[Begin]
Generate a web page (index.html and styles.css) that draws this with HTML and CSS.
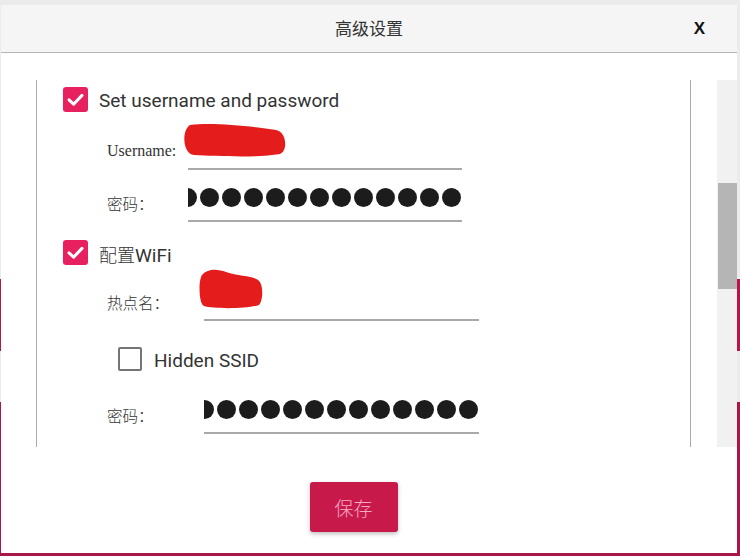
FILE: index.html
```html
<!DOCTYPE html>
<html lang="zh">
<head>
<meta charset="utf-8">
<title>高级设置</title>
<link rel="stylesheet" href="styles.css">
</head>
<body>
<div class="stage">
  <div class="backdrop">
    <div class="band band-a"></div>
    <div class="band band-b"></div>
  </div>
  <div class="dialog">
    <div class="header">
      <span></span>
      <div class="title">高级设置</div>
      <div class="close">X</div>
    </div>
    <div class="content">
      <div class="scroll">
        <div class="box">
          <div class="check-row r1">
            <span class="cb on"><svg viewBox="0 0 25 25" width="25" height="25"><path d="M6 12.8 L10.6 17.2 L19 8.4" fill="none" stroke="#fff" stroke-width="3" stroke-linecap="round" stroke-linejoin="round"/></svg></span>
            <span class="check-text">Set username and password</span>
          </div>
          <div class="field f1">
            <span class="label serif">Username:</span>
            <div class="input"></div>
            <svg class="redact redact-a" viewBox="0 0 106 36" width="106" height="36"><path d="M9 3 C30 0 70 4 95 8 C106 10 107 29 99 32 C76 36 36 34 13 33 C2 32 0 9 9 3 Z" fill="#e41c1c"/></svg>
          </div>
          <div class="field f2">
            <span class="label cjk">密码：</span>
            <div class="input dots"><span class="dot"></span><span class="dot"></span><span class="dot"></span><span class="dot"></span><span class="dot"></span><span class="dot"></span><span class="dot"></span><span class="dot"></span><span class="dot"></span><span class="dot"></span><span class="dot"></span><span class="dot"></span><span class="dot"></span><span class="dot"></span></div>
          </div>
          <div class="check-row r2">
            <span class="cb on"><svg viewBox="0 0 25 25" width="25" height="25"><path d="M6 12.8 L10.6 17.2 L19 8.4" fill="none" stroke="#fff" stroke-width="3" stroke-linecap="round" stroke-linejoin="round"/></svg></span>
            <span class="check-text"><span class="cjk-inline">配置</span>WiFi</span>
          </div>
          <div class="field f3 wide">
            <span class="label cjk">热点名：</span>
            <div class="input"></div>
            <svg class="redact redact-b" viewBox="0 0 65 41" width="65" height="41"><path d="M4 7 C10 0 20 1 28 4 C40 8 55 8 60 12 C66 16 65 33 61 37 C50 41 15 41 6 38 C1 36 0 13 4 7 Z" fill="#e41c1c"/></svg>
          </div>
          <div class="check-row r3">
            <span class="cb off"></span>
            <span class="check-text">Hidden SSID</span>
          </div>
          <div class="field f4 wide">
            <span class="label cjk">密码：</span>
            <div class="input dots"><span class="dot"></span><span class="dot"></span><span class="dot"></span><span class="dot"></span><span class="dot"></span><span class="dot"></span><span class="dot"></span><span class="dot"></span><span class="dot"></span><span class="dot"></span><span class="dot"></span><span class="dot"></span><span class="dot"></span><span class="dot"></span></div>
          </div>
        </div>
        <div class="scrollbar"><div class="thumb"></div></div>
      </div>
      <div class="footer">
        <button class="save">保存</button>
      </div>
    </div>
  </div>
</div>
</body>
</html>
```
FILE: styles.css
```css
html, body {
  margin: 0;
  padding: 0;
}
body {
  background: #ebebeb;
  font-family: Roboto, "Noto Sans CJK SC", sans-serif;
}
.stage {
  position: relative;
  width: 740px;
  height: 556px;
  overflow: hidden;
}
.backdrop {
  position: absolute;
  inset: 0;
}
.band {
  position: absolute;
  left: 0;
  right: 0;
  background: #b8154a;
}
.band-a { top: 279px; height: 72px; }
.band-b { top: 402px; bottom: 0; background: #a8164a; }

.dialog {
  position: relative;
  margin: 5px 0 0 1px;
  width: 736px;
  height: 548px;
  background: #fff;
  display: flex;
  flex-direction: column;
}
.header {
  flex: none;
  height: 47px;
  background: #f5f5f5;
  border-bottom: 1px solid #b5b5b5;
  display: grid;
  grid-template-columns: 1fr auto 1fr;
  align-items: center;
}
.title {
  font-family: "Noto Sans CJK SC", sans-serif;
  font-size: 17px;
  color: #333;
  margin-top: -3px;
}
.close {
  justify-self: end;
  padding-right: 32px;
  font-family: "Liberation Sans", Arial, sans-serif;
  font-weight: bold;
  font-size: 17px;
  color: #111;
}
.content {
  flex: 1;
  display: flex;
  flex-direction: column;
  padding-top: 27px;
}
.scroll {
  flex: none;
  height: 367px;
  margin-left: 35px;
  display: flex;
  gap: 26px;
}
.box {
  flex: none;
  width: 653px;
  border-left: 1px solid #ababab;
  border-right: 1px solid #ababab;
  overflow: hidden;
}
.scrollbar {
  flex: none;
  width: 20px;
  background: #f1f1f1;
  padding-top: 103px;
  box-sizing: border-box;
}
.thumb {
  margin-left: 1px;
  width: 19px;
  height: 106px;
  background: #b5b5b5;
}

.check-row {
  display: flex;
  align-items: center;
  gap: 11px;
  height: 25px;
  padding-left: 26px;
}
.r1 { margin-top: 7px; }
.r2 { margin-top: 18px; }
.r3 { margin-top: 26px; height: 24px; padding-left: 81px; gap: 12px; }
.cb {
  flex: none;
  width: 25px;
  height: 25px;
  border-radius: 3px;
  box-sizing: border-box;
}
.cb svg { display: block; }
.cb.on { background: #e7215f; }
.cb.off {
  width: 24px;
  height: 24px;
  border: 2px solid #757575;
  border-radius: 2px;
  background: #fff;
}
.check-text {
  font-size: 19px;
  color: #333;
  white-space: nowrap;
  padding-top: 2px;
}
.cjk-inline {
  font-family: "Noto Sans CJK SC", sans-serif;
  font-weight: 300;
  font-size: 18px;
}

.field {
  position: relative;
  display: flex;
  align-items: center;
  height: 40px;
  padding-left: 70px;
}
.f1 { margin-top: 18px; }
.f2 { margin-top: 12px; }
.f3 { margin-top: 16px; }
.f4 { margin-top: 23px; }
.label {
  flex: none;
  width: 81px;
  color: #333;
  white-space: nowrap;
}
.wide .label { width: 97px; }
.serif {
  font-family: "Liberation Serif", "Times New Roman", serif;
  font-size: 16px;
  padding-top: 1px;
}
.cjk {
  font-family: "Noto Sans CJK SC", sans-serif;
  font-weight: 300;
  font-size: 15.5px;
  padding-top: 2px;
}
.input {
  flex: none;
  width: 274px;
  height: 40px;
  box-sizing: border-box;
  border-bottom: 2px solid #a9a9a9;
}
.wide .input { width: 275px; }
.dots {
  display: flex;
  justify-content: flex-end;
  align-items: flex-start;
  gap: 3px;
  overflow: hidden;
  padding-top: 6px;
  padding-right: 1px;
}
.dot {
  flex: none;
  width: 19px;
  height: 19px;
  border-radius: 50%;
  background: #1c1c1c;
}
.redact {
  position: absolute;
  display: block;
}
.redact-a { left: 144px; top: -8px; }
.redact-b { left: 161px; top: -13px; }

.footer {
  flex: none;
  display: flex;
  justify-content: center;
  padding-right: 31px;
  margin-top: 35px;
}
.save {
  width: 88px;
  height: 50px;
  border: none;
  border-radius: 3px;
  background: #c8194b;
  color: #f7a8c4;
  font-family: "Noto Sans CJK SC", sans-serif;
  font-weight: 300;
  font-size: 19px;
  padding: 0;
  box-shadow: 0 2px 4px rgba(0, 0, 0, 0.25);
}
```
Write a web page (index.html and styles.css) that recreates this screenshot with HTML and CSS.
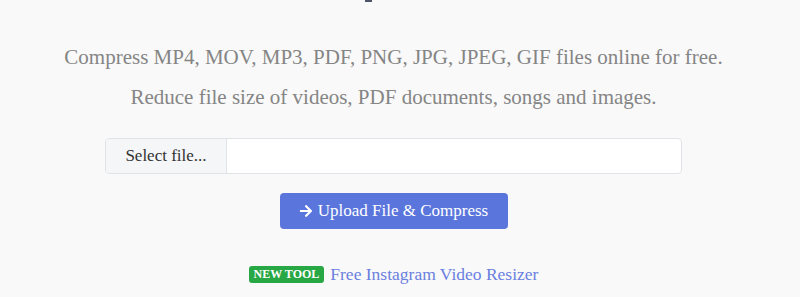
FILE: index.html
```html
<!DOCTYPE html>
<html lang="en">
<head>
  <meta charset="UTF-8">
  <title>Compress files online</title>
  <link rel="stylesheet" href="styles.css">
</head>

<body>

  <div class="title-tail"></div>

  <main class="compressor">

    <p class="lead">Compress MP4, MOV, MP3, PDF, PNG, JPG, JPEG, GIF files online for free.</p>
    <p class="lead">Reduce file size of videos, PDF documents, songs and images.</p>

    <form class="upload-form">
      <label class="file-group">
        <span class="file-button">Select file...</span>
        <span class="file-name"></span>
      </label>

      <button type="button" class="upload-button">
        <svg class="arrow" viewBox="0 0 448 512" width="14" height="14">
          <path fill="currentColor" d="M190.5 66.9l22.2-22.2c9.4-9.4 24.6-9.4 33.9 0L441 239c9.4 9.4 9.4 24.6 0 33.9L246.6 467.3c-9.4 9.4-24.6 9.4-33.9 0l-22.2-22.2c-9.5-9.5-9.3-25 .4-34.3L311.4 296H24c-13.3 0-24-10.7-24-24v-32c0-13.3 10.7-24 24-24h287.4L190.9 101.2c-9.8-9.3-10-24.8-.4-34.3z"/>
        </svg>
        Upload File &amp; Compress
      </button>
    </form>

    <div class="new-tool">
      <span class="badge">NEW TOOL</span>
      <a href="#resizer">Free Instagram Video Resizer</a>
    </div>

  </main>

</body>
</html>
```

FILE: styles.css
```css
/* Reset */
* {
  margin: 0;
  padding: 0;
  box-sizing: border-box;
}

body {
  background: #f9f9f9;
  font-family: "Liberation Serif", "DejaVu Serif", serif;
  color: #888;
  width: 800px;
  height: 297px;
  overflow: hidden;
}

/* bit of the page title cut off at the top */
.title-tail {
  width: 7px;
  height: 2px;
  margin-left: 365px;
  background: #4f5566;
}

.compressor {
  display: flex;
  flex-direction: column;
  align-items: center;
  width: 787px;
  padding-top: 43px;
}

.lead {
  font-size: 21px;
  line-height: 25px;
  margin-bottom: 15px;
  color: #858585;
}

.upload-form {
  display: flex;
  flex-direction: column;
  align-items: center;
  gap: 19px;
  margin-top: 13px;
}

.file-group {
  display: flex;
  width: 577px;
  height: 36px;
  background: #fff;
  border: 1px solid #e1e3e8;
  border-radius: 4px;
  overflow: hidden;
  cursor: pointer;
}

.file-button {
  display: flex;
  align-items: center;
  justify-content: center;
  width: 121px;
  background: #f5f6f8;
  border-right: 1px solid #e1e3e8;
  color: #333;
  font-size: 17px;
}

.file-name {
  flex: 1;
}

.upload-button {
  display: flex;
  align-items: center;
  justify-content: center;
  gap: 5px;
  width: 228px;
  height: 36px;
  background: #5a76dc;
  border: none;
  border-radius: 4px;
  color: #fff;
  font-family: inherit;
  font-size: 17px;
  cursor: pointer;
}

.arrow {
  display: block;
}

.new-tool {
  display: flex;
  align-items: center;
  gap: 6px;
  margin-top: 35px;
}

.badge {
  background: #28a745;
  color: #fff;
  font-size: 12px;
  font-weight: bold;
  padding: 2px 5px;
  border-radius: 3px;
  line-height: 13px;
}

.new-tool a {
  color: #6a7fe0;
  text-decoration: none;
  font-size: 17.5px;
}
```
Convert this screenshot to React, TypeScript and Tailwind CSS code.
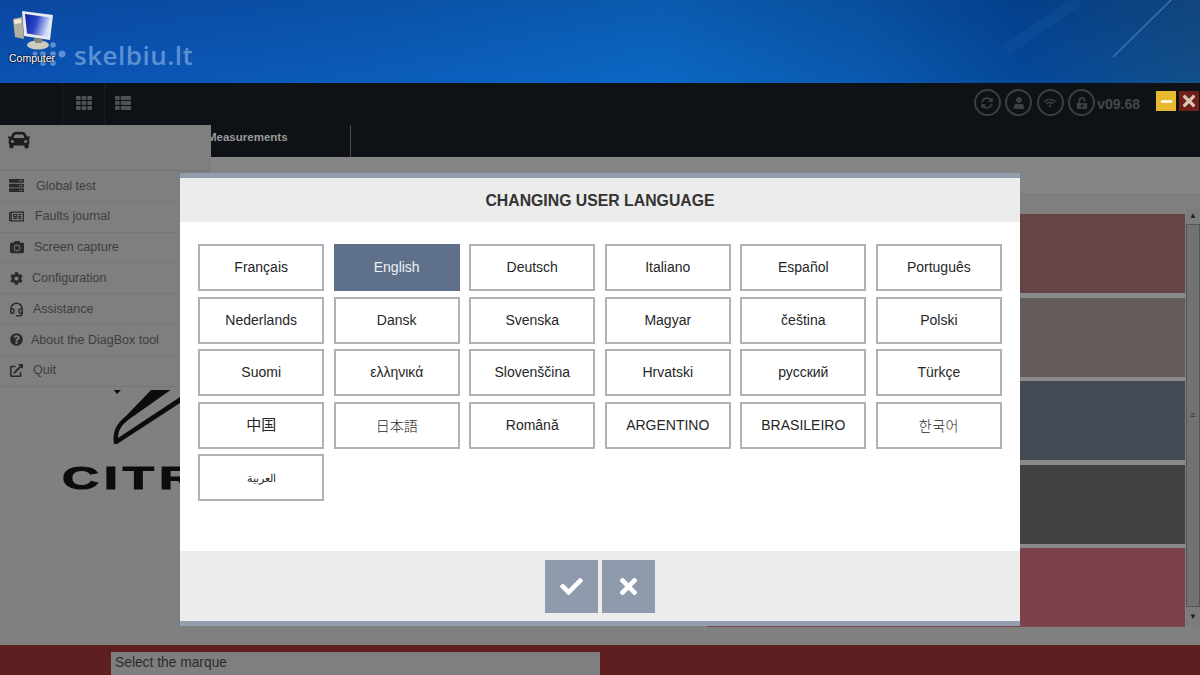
[End]
Take every line containing the word "that" and copy it.

Generate a web page (index.html and styles.css) that draws this with HTML and CSS.
Write a web page (index.html and styles.css) that recreates this screenshot with HTML and CSS.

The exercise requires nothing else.